Award-winning social enterprise, 2B Design brings life back to Lebanon’s dying heritage.
Down a Jeitawi side street in Beirut, a traditional Lebanese home houses a small atelier. Past an old iron gate, a garden is filled with the peeling wooden shutters, decorative iron tables and old balconies of Lebanese heritage buildings, giving a hint to what lies within.
The atelier belongs to 2B Design, an award-winning Lebanese social enterprise with a mission to “restore the unseen beauty of the broken.”
Based in Beirut for years, French native, Benedicte de Vanssay de Blavous Moubarak, saw Lebanon’s old heritage houses being destroyed around her; the decorative iron pieces that once stood grandly, or the former railings of mountain villages melted down and sent to scrap yards.
In 2004, she decided to do something about it and set up the furniture and home decoration social enterprise, 2B Design.
The enterprise works to save architectural salvage from destroyed 18th, 19th and early 20th century houses, and revive them into contemporary home design creations.
Combining Moubarak’s long career working on social-angled projects, 2B Design places social-responsibility at its core. They have a long-standing collaboration with the Lebanese social organization, Arc En Ciel, whose team of skilled disabled craftsmen works on rejuvenating the pieces. The enterprise also works with women from marginalized backgrounds, training them to hone their artisan skills to make an income to support their families.

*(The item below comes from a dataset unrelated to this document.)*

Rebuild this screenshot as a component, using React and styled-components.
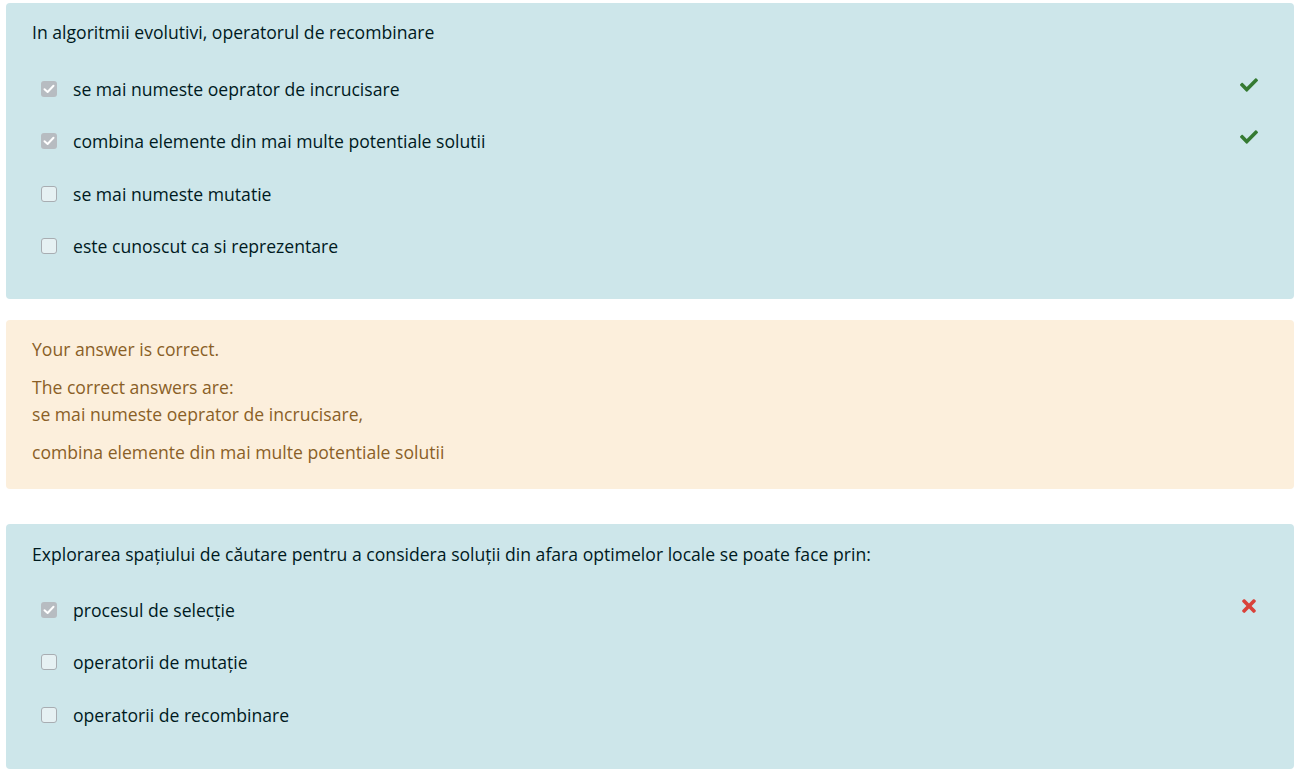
import React from "react";
import styled, { createGlobalStyle } from "styled-components";
import { FaCheck, FaTimes } from "react-icons/fa";

const Global = createGlobalStyle`
  html, body { margin: 0; padding: 0; background: #fff; }
  body { font-family: "Open Sans", "Noto Sans", sans-serif; }
`;

const Page = styled.div`
  padding: 3px 10px 10px 6px;
  display: flex;
  flex-direction: column;
`;

const Card = styled.div`
  background: #cde6ea;
  color: #001a1e;
  border-radius: 4px;
  padding: ${(p) => p.$pad};
  font-size: 17.6px;
  margin-bottom: ${(p) => p.$mb || "0px"};
`;

const QText = styled.div`
  line-height: 26px;
  padding-left: 26px;
  margin-bottom: ${(p) => p.$gap};
`;

const Row = styled.div`
  display: flex;
  align-items: center;
  height: 52.5px;
  padding-left: 35px;
`;

const Box = styled.span`
  width: 16px;
  height: 16px;
  box-sizing: border-box;
  border-radius: 3px;
  flex: none;
  display: flex;
  align-items: center;
  justify-content: center;
  background: ${(p) => (p.$checked ? "#b7bcc1" : "#e6f1f3")};
  border: ${(p) => (p.$checked ? "none" : "1.5px solid #a8adb2")};
`;

const Label = styled.span`
  margin-left: 16px;
  line-height: 26px;
`;

const Mark = styled.span`
  margin-left: auto;
  margin-right: ${(p) => p.$mr};
  margin-bottom: 8px;
  display: flex;
  color: ${(p) => p.$color};
`;

const Outcome = styled.div`
  background: #fcefdc;
  color: #8a5f27;
  border-radius: 4px;
  padding: 16.5px 26px 11.5px;
  font-size: 17.6px;
  line-height: 27px;
  margin-bottom: 35px;
`;

const Para = styled.p`
  margin: 0 0 11px;
`;

const Tick = () => (
  <svg width="12" height="10" viewBox="0 0 12 10">
    <path d="M1.5 5.2 L4.6 8 L10.5 1.8" stroke="#fff" strokeWidth="2" fill="none" strokeLinecap="round" strokeLinejoin="round" />
  </svg>
);

const Answer = ({ checked, text, mark }) => (
  <Row>
    <Box $checked={checked}>{checked && <Tick />}</Box>
    <Label>{text}</Label>
    {mark === "ok" && (
      <Mark $color="#357a32" $mr="36px">
        <FaCheck size={18} />
      </Mark>
    )}
    {mark === "bad" && (
      <Mark $color="#d9423a" $mr="35px">
        <FaTimes size={20} />
      </Mark>
    )}
  </Row>
);

export default function App() {
  return (
    <Page>
      <Global />
      <Card $pad="16px 0 26.5px" $mb="21px">
        <QText $gap="17.25px">In algoritmii evolutivi, operatorul de recombinare</QText>
        <Answer checked text="se mai numeste oeprator de incrucisare" mark="ok" />
        <Answer checked text="combina elemente din mai multe potentiale solutii" mark="ok" />
        <Answer text="se mai numeste mutatie" />
        <Answer text="este cunoscut ca si reprezentare" />
      </Card>
      <Outcome>
        <Para>Your answer is correct.</Para>
        <Para>
          The correct answers are:
          <br />
          se mai numeste oeprator de incrucisare,
        </Para>
        <Para>combina elemente din mai multe potentiale solutii</Para>
      </Outcome>
      <Card $pad="17px 0 28px">
        <QText $gap="16.75px">
          Explorarea spațiului de căutare pentru a considera soluții din afara optimelor locale se poate face prin:
        </QText>
        <Answer checked text="procesul de selecție" mark="bad" />
        <Answer text="operatorii de mutație" />
        <Answer text="operatorii de recombinare" />
      </Card>
    </Page>
  );
}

They have also built strong collaborations with social-leaning enterprises from a New England-based homeless charity, Pine Street Inn and Habitat for Humanity, an NGO which helps with home refurbishment for its employees, to Tahaddi who fight against poverty, including the Dom (gypsy) community of the Hay el Gharbi slums of West Beirut, and Dream InDeed, an organization that strengthens local social entrepreneur projects.
2B Design’s flagship brand named “Beyt”, a nod to the symbolic meaning of home in both Arabic and Hebrew, highlights the enterprise’s focus on promoting the inclusion of people from diverse religious, ethnic and cultural backgrounds, a kind of small-scale protest against what is often a divided sectarian region.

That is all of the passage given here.